George Orwell was born Eric Arthur Blair in 1903 in Motihari, Bengal. Orwell is his pen name and he is best known as George Orwell. His father was a member of the Indian Civil Service and Orwell described their lives as “lower-upper middle class”.
Orwell moved to England with his mother and sister in 1907 to be brought up in a more traditional Christian environment. He entered in the public school system and was admitted to Eaton College in 1917 on a scholarship. During his time at Eaton he wrote for college periodicals. He later said he knew he must be a writer at age 5.
Orwell did as little as possible at Eaton in terms of school work, preferring to immerse himself in the writing of famous authors such as Swift, Sterne, and Jack London. Although he managed to finish his final exams, he finished 138 out of 167 and failed to win a university scholarship. He broke away from the tradition path of Eaton graduates and instead of going on to Oxford or Cambridge, joined the Indian Imperial Police in 1922, serving in India and Burma.
Orwell left the police force while home on leave in 1927. He had come to feel that by serving on the police force, he was supporting a political system he did not believe in anymore. Besides he wanted to write.
Orwell took a small apartment in London and lived poorly while teaching himself to become a better writer. In the spring of 1928, he took the drastic step of giving up his apartment and living with the poor, first in London, then in Paris. He wanted to understand the revulsion members of his own class felt for the poor.

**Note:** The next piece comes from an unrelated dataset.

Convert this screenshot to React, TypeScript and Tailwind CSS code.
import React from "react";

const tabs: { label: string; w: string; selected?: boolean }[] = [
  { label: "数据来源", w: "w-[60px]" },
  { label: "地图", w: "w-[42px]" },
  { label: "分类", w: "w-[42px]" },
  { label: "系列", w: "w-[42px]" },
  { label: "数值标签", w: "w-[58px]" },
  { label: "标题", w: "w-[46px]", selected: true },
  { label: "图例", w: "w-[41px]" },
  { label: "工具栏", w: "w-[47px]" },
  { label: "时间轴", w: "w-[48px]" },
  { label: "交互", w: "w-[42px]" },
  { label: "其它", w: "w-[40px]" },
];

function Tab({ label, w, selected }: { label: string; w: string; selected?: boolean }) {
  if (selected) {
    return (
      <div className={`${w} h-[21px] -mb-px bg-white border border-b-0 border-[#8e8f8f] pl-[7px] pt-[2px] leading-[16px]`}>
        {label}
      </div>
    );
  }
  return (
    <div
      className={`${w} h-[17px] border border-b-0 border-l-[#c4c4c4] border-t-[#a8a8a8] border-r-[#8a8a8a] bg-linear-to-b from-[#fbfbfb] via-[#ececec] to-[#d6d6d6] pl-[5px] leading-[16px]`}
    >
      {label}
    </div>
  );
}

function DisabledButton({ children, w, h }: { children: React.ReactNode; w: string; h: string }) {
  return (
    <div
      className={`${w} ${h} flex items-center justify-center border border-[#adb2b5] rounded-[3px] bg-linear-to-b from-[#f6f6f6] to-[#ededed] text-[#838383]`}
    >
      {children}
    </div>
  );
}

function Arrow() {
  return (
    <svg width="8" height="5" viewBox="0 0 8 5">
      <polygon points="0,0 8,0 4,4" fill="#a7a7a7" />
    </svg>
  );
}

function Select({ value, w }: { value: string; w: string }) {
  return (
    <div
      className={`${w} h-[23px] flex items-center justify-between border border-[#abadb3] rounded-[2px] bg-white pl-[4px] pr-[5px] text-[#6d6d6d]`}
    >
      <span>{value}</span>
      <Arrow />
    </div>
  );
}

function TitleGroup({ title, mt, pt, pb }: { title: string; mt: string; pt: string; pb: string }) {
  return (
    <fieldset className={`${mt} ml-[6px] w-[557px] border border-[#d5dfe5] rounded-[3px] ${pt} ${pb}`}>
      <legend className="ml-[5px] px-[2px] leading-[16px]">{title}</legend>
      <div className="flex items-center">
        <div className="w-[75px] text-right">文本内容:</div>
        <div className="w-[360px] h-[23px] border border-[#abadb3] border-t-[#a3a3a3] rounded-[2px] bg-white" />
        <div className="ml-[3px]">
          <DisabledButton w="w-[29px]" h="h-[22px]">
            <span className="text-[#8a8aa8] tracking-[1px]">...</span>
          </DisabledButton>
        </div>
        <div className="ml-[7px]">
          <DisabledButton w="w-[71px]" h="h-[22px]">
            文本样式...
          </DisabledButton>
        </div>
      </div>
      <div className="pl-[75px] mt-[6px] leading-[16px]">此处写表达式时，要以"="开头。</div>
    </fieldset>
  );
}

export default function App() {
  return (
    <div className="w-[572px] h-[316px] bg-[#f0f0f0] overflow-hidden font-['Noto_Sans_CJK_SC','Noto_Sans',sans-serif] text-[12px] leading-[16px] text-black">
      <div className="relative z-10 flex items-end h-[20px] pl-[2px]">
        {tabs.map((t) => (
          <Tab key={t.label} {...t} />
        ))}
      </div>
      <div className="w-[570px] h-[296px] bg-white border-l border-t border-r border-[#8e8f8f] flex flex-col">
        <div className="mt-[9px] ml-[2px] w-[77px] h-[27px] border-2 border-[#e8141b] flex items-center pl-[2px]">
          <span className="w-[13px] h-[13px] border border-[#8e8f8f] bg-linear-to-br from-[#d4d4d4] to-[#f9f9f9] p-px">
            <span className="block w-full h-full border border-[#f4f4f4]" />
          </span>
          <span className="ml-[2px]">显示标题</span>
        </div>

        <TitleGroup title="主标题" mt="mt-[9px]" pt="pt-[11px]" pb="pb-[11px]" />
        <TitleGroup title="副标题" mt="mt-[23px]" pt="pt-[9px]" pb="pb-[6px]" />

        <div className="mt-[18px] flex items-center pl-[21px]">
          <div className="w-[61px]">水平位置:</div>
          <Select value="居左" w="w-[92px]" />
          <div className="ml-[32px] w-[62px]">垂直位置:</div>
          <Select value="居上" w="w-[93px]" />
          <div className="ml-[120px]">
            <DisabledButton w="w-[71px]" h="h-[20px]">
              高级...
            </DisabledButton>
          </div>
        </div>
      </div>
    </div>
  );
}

He returned at the end of 1929 and began to write of his experiences in an autobiographical form. The eventual title of the book was “Down and Out in Paris and London”. The book was initially rejected a number of times but after numerous revisions, was finally published under the pen name, George Orwell. In doing so, Eric Blair had reinvented himself from a middle class civil servant to a classless anti-authoritarian.

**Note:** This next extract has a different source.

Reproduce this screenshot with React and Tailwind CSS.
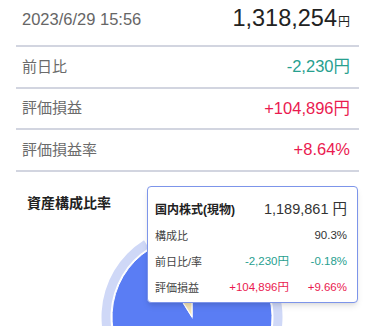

Orwell published his recollections of his time in Burma in 1934 and followed it up by “A Clergyman’s Daughter” in 1935 and “Keep the Aspidistra Flying” in 1936, Orwell had a vision of himself as an exposer of moral truth and representative of English conscience. Both themes would resonate in subsequent writing. He wrote “The Road to Wigan Pier” in 1936, and also opened a village shop where he worked in the morning ad wrote in the afternoon. He had met Eileen O’Shaughnessy, and married her in 1936.
Orwell moved to Spain with his wife at the end of 1936, with the thought of writing newspaper articles about the Spanish Civil War, which had broken out. He was fascinated by the equality he found in the socialist environment of Barcelona. Classes had disappeared and all were equal. He joined the Marxist Militia. He was wounded in the throat and returned to Barcelona and found a changed city. Socialism had disappeared and he was accused of being a secret Fascist in support of France and he and his wife were forced to flee to France.

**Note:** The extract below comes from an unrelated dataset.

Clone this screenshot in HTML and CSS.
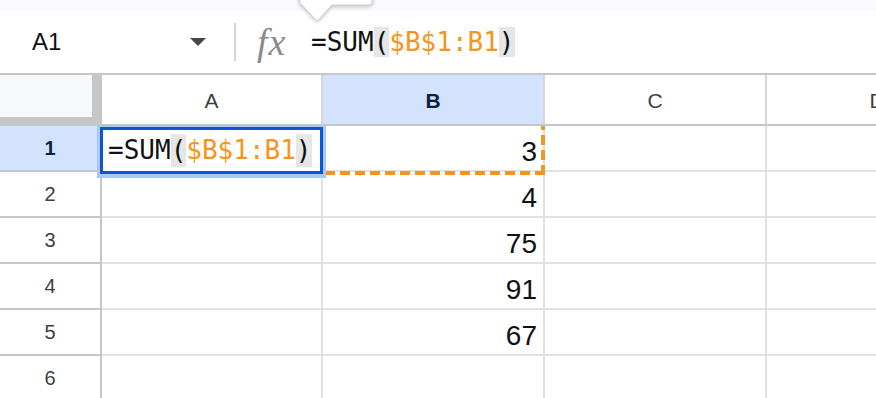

Orwell’s experiences and his thought and feelings about those experiences were the subject of “Homage to Catalonia” written in 1938. He was exhilarated by the initial classless experiences, but then depressed by the return of the city to a system of classes. This confirmed for him that there would always be different classes and there seemed to be something in human nature that sought violence, conflict, and power other others.
Orwell became ill with tuberculosis in 1938 and went to Morocco to recover. During his time there he wrote “Coming up for Air” published in 1939. When war broke out between England and Germany, he wanted to join and fight the fascists but was declared unfit for duty.
Orwell joined the BBC in 1941. He was a producer in the India section of the eastern service. He also served in the Home Guard during this time.
Orwell left the BBC in 1943 to become the literary editor of the Tribune. He also began writing one of his most famous novels “Animal Farm” which was published in 1945. It was a beast-fable which attacked Stalinism, which Orwell believed had corrupted the once bright promise of communism. It was highly successful and profitable.
Orwell and his wife adopted a son, Richard, in 1944. In 1945, his wife died during a relatively minor operation, which was very hard on him. This, coupled with the fame that came with Animal Farm” encouraged him to move away form the limelight and he settled on Jura, an island off the Scottish coast I 1946.
Orwell began to write “Nineteen Eighty Four”. It was a novel about his fears about an intrusively bureaucratized state of the future. The book may have been inspired by his wartime work for the BBC, which gave him a first-hand experience with bureaucratic hypocrisy that could have accounted for his invention of “newspeak” which was the truth defying language used in the book by Big Brother.
Orwell published the book in 1949. The dark tones of the book may have been exacerbated by his tuberculosis, which worsened due to the climate on Jura. He married Sonia Brownell in 1949, who helped him with the care of Richard. The marriage was short-lived as he died on January 21, 1950 of a tubercular hemorrhage as he was about to depart for a sanitarium in Switzerland. He was 47.